Sviluppare una filiera nazionale incentrata sulle bioenergie per ridurre la dipendenza dalle fonti fossili e l’impatto ambientale, sfruttando i progressi nel campo della ricerca e dell’innovazione: questo il tema al centro del convegno “IEA Bioenergy”, organizzato dall’Enea in collaborazione con il GSE ed il CNR che ha coinvolto il 5 e 6 maggio a Sassari ricercatori, mondo industriale e policy maker per discutere degli scenari italiani ed europei del settore.
“Il mercato dei biocarburanti avanzati e dei bioprodotti – ha affermato Isabella De Bari, ricercatrice del Centro Trisaia e referente nazionale per la Task 42 IEA – è in grado di innescare processi di crescita economica ed occupazionale anche nelle aree rurali ed industriali in disuso, migliorando complessivamente la sostenibilità ambientale delle industrie di produzione e di trasformazione primaria. L’ENEA – ha aggiunto – ha costruito in più di un ventennio di attività di ricerca un patrimonio infrastrutturale e di conoscenze che spaziano dalla ricerca di base sui processi termochimici e biochimici alla realizzazione di prototipi pilota.

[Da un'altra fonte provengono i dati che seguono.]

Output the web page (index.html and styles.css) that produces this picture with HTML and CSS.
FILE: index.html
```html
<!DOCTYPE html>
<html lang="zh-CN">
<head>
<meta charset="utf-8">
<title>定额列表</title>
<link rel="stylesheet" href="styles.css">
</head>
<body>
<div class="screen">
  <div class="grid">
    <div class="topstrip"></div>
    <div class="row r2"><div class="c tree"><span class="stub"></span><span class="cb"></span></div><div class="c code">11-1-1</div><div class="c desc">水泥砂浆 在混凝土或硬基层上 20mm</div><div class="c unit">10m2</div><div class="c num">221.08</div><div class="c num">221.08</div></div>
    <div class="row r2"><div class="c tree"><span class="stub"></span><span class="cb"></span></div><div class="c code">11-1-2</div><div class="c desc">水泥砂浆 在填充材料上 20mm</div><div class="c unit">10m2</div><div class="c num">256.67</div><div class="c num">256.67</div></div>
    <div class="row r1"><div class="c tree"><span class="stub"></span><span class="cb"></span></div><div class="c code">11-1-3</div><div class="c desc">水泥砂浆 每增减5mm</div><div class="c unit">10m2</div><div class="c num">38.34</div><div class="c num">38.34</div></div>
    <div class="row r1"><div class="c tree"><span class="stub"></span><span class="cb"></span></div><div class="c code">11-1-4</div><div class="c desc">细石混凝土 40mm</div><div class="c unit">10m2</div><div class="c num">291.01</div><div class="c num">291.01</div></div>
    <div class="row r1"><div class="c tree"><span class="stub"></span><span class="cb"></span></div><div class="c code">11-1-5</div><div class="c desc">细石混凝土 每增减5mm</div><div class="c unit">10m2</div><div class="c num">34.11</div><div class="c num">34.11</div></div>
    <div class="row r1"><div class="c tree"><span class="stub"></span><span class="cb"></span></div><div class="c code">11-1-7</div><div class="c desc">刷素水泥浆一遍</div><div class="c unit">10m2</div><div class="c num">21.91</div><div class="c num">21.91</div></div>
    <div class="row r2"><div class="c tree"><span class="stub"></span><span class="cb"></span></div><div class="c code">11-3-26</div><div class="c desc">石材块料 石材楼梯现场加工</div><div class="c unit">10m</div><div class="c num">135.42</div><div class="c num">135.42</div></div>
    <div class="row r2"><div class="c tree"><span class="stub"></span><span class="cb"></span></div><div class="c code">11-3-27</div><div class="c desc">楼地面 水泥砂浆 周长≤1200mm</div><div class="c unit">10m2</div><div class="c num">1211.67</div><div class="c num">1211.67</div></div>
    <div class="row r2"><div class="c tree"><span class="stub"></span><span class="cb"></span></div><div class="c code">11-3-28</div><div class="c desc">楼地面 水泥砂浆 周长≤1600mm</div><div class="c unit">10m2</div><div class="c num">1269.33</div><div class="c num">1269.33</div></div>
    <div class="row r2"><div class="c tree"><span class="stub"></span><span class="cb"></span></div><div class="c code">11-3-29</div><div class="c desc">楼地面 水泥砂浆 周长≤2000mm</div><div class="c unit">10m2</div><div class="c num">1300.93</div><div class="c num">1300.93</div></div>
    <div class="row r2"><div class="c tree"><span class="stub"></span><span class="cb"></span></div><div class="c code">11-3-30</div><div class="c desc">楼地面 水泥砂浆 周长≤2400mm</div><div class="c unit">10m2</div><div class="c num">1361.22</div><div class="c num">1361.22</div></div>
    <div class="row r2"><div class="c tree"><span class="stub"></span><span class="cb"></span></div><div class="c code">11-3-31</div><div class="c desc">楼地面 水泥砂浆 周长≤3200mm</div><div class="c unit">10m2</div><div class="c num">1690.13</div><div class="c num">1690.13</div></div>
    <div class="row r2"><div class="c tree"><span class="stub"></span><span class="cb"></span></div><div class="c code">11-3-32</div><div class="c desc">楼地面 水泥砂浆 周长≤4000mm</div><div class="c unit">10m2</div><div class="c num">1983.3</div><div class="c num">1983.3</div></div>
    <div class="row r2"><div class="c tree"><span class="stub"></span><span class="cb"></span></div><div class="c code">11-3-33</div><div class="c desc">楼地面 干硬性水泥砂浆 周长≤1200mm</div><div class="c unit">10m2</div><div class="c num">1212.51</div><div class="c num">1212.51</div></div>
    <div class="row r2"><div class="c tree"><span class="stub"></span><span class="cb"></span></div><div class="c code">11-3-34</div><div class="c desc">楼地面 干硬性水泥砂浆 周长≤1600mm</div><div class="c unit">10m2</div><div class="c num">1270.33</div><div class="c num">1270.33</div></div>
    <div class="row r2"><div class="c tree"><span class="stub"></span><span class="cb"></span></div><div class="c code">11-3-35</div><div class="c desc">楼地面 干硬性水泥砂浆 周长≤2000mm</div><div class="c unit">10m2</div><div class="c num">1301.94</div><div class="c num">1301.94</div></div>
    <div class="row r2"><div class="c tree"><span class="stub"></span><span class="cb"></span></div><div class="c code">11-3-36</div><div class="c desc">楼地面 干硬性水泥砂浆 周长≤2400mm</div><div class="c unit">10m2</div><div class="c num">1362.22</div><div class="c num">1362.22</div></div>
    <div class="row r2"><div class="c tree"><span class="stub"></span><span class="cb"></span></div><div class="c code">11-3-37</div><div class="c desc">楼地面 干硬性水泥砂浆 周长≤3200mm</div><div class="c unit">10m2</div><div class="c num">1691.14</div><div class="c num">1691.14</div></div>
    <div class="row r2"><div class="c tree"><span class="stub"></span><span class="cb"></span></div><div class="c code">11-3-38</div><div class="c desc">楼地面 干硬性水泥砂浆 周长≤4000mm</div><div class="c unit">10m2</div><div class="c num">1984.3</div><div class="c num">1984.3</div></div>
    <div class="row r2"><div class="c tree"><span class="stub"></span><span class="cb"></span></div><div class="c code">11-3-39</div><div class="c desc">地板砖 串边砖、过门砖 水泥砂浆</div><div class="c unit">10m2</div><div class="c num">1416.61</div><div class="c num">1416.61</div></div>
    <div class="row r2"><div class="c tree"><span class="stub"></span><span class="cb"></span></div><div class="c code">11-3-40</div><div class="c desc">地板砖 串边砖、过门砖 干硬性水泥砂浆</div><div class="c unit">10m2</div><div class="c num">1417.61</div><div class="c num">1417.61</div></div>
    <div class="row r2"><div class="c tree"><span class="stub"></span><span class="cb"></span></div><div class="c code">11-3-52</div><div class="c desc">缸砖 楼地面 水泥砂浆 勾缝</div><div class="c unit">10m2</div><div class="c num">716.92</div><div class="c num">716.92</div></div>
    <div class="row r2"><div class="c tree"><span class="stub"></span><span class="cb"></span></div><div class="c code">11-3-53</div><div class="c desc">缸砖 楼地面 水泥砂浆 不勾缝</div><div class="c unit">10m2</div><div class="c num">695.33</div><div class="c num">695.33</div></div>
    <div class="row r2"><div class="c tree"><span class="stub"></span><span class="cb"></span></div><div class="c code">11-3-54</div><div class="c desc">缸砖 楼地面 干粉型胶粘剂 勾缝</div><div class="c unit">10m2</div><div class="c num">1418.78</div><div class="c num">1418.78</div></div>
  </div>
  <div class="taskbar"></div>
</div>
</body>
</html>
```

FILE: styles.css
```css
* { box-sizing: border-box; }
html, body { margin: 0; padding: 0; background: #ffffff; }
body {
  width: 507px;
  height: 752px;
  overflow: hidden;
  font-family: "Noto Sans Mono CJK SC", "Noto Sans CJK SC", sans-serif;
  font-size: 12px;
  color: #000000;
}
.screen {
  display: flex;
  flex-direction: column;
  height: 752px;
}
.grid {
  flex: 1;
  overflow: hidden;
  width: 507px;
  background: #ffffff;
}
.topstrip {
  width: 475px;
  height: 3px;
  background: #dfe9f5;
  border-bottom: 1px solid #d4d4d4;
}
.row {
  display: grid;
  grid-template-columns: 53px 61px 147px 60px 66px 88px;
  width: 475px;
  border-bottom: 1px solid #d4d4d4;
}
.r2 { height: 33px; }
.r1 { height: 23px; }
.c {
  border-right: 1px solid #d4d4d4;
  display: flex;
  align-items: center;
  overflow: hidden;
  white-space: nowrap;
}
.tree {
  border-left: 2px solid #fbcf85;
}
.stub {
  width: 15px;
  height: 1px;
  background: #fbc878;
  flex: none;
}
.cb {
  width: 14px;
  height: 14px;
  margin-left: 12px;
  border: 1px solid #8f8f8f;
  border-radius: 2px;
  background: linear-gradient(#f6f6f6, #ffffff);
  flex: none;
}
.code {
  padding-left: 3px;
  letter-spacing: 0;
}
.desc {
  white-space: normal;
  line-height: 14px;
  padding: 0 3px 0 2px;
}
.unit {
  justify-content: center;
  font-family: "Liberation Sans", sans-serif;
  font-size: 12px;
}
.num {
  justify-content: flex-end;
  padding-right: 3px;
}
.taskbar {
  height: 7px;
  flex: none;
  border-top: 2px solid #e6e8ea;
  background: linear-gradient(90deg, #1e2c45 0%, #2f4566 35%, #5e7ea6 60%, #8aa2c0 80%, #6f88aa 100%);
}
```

Un patrimonio in continua crescita che l’ENEA mette a disposizione del sistema paese per garantire processi di produzione sostenibili.”
Dal workshop è emerso che in Italia sono in funzione bioraffinerie di eccellenza che puntano all’integrazione nei territori, alla costruzione di una filiera di approvvigionamento locale e ad una gestione compatibile con gli agro-ecosistemi. Fra queste, l’impianto Matrìca a Porto Torres (Sassari), nato da una joint-venture Versalis-Novamont che produce principalmente bioplastiche e biolubrificanti, e lo stabilimento Mossi&Ghisolfi a Crescentino (Vercelli), specializzato nella produzione di bioetanolo di seconda generazione per autotrazione.
“Grazie ad un lavoro sinergico tra industria e ricerca, l’Italia si posiziona all’avanguardia nello sviluppo di bioraffinerie di terza generazione che utilizzano biomasse da scarti della produzione agricola o colture dedicate non in competizione con il comparto alimentare, per realizzare prodotti innovativi come i biochemical e le bioplastiche”, ha spiegato Giacobbe Braccio, responsabile scientifico del Centro Ricerche Trisaia all’avanguardia nello sfruttamento delle biomasse.
È nata così una filiera delle bioenergie e dei bio-chemical, partendo dal sistema agricolo che produce la materia prima, alla manifattura che la trasforma, al terziario che offre i servizi a supporto, alla ricerca che sviluppa ed affida al mercato le innovazioni di processo. Sul fronte della ‘chimica verde’ l’Enea è impegnata nel miglioramento delle colture energetiche e delle materie prime da utilizzare nelle bioraffinerie, per aumentarne la resa energetica e l’efficienza dei processi di produzione.
Inoltre, dai lavori è emerso che il nostro Paese è in grado di porsi come capofila in questo settore, utilizzando al meglio i terreni marginali, gli scarti agricoli e delle lavorazioni agroalimentari, le tecnologie innovative già sviluppate e pronte per il salto di scala, i brevetti e le innovazioni di processo. “L’Italia può avere una posizione di leadership partendo dal settore delle bioplastiche, puntando anche su prodotti bio-based quali: additivi per gomme, lubrificanti, prodotti per l’agricoltura, per la cura della persona, nuovi chemicals a basso impatto’’ ha evidenziato Giulia Gregori, responsabile Pianificazione Strategica e Comunicazione Istituzionale di Novamont.
Una delle sfide tecnologiche e di innovazione da affrontare nel settore delle bioraffinerie riguarda la capacità di produrre simultaneamente intermedi chimici e vettori energetici, così come accade nelle raffinerie alimentate con prodotti di origine fossile. Come evidenziato da Sandro Cobror della Biochemtex, servono ancora investimenti in innovazione e ricerca sia sui processi sia sullo studio agronomico delle migliori essenze da utilizzare, in modo da individuare soluzioni sempre più sostenibili e competitive.